By signing Johnson, Warner Music expanded the flexibility of the Nashville establishment. It was Johnson's 20 years of experience that enabled him to establish a catalog judged by a soulful standard broader than but inspired by, Music City's stereotypes.

Both these notions combine to establish the fundamentals that underpin his calling cards of forthcoming success.

Guests establish the strength of Johnson's ties to country music's past, present and future

Cody Johnson has yet to share a headlining concert stage in Nashville with Reba McEntire.

Clara Mae, Cori and Cody Johnson at the Grand Ole Opry, Feb. 1, 2024
Clara Mae, Cori and Cody Johnson at the Grand Ole Opry, Feb. 1, 2024

In 2022 and 2024, CoJo sang "Dear Rodeo" alone. Jelly Roll -- who, like McEntire -- was in Los Angeles for Grammy week, was also not present to sing their duet "Whiskey Bent" as an encore.

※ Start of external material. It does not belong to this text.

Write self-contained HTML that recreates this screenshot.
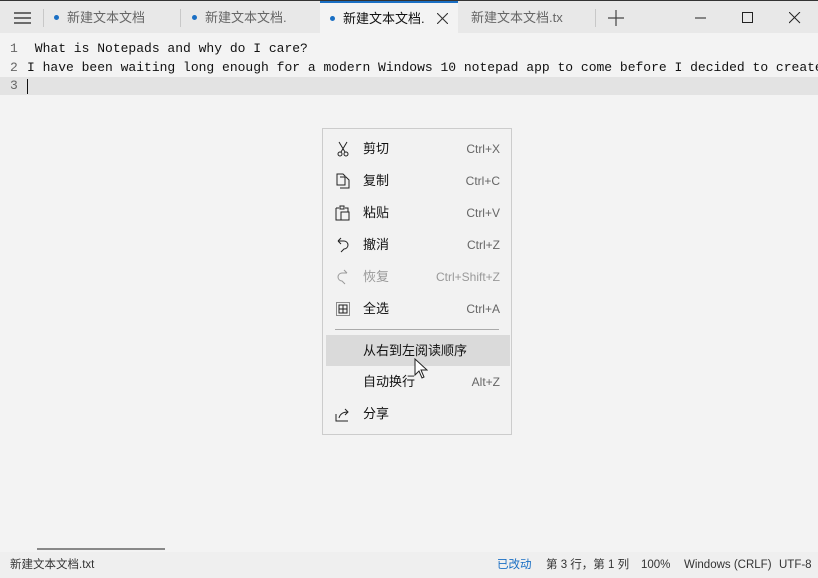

However, having Brooks & Dunn sing their Leather album duet "Long Live Country Music" and Randy Houser, fresh from an international flight from Australia, return to sing "Mammas Don't Let Your Babies Grow Up to Be Cowboys," somehow felt much more authentic to the journey Johnson took to Bridgestone instead of reflecting the continued multi-platinum and award-winning success he's staring at in the future.

Moreover, in a redux of a moment from the Grand Ole Opry a night prior, having his young daughters Clara Mae and Cori onstage to sing a cover of "Dean Martin and Ricky Nelson's duet "My Rifle, My Pony and Me" from John Wayne star vehicle 1959 western "Rio Bravo" meant more.

Rare is the 2020s-era country performer able to tie the genre back to a moment before the regular advent of color television. However, Johnson -- and now his daughters, who know no life history before the 2010s -- are as authentic to maintaining a lifeline to country's century-long traditions as advertised.

His resolve is best summed up in a statement he bellowed from his Bridgestone Arena headlining stage-as-pulpit.

"God put me on this Earth to make country music country music again."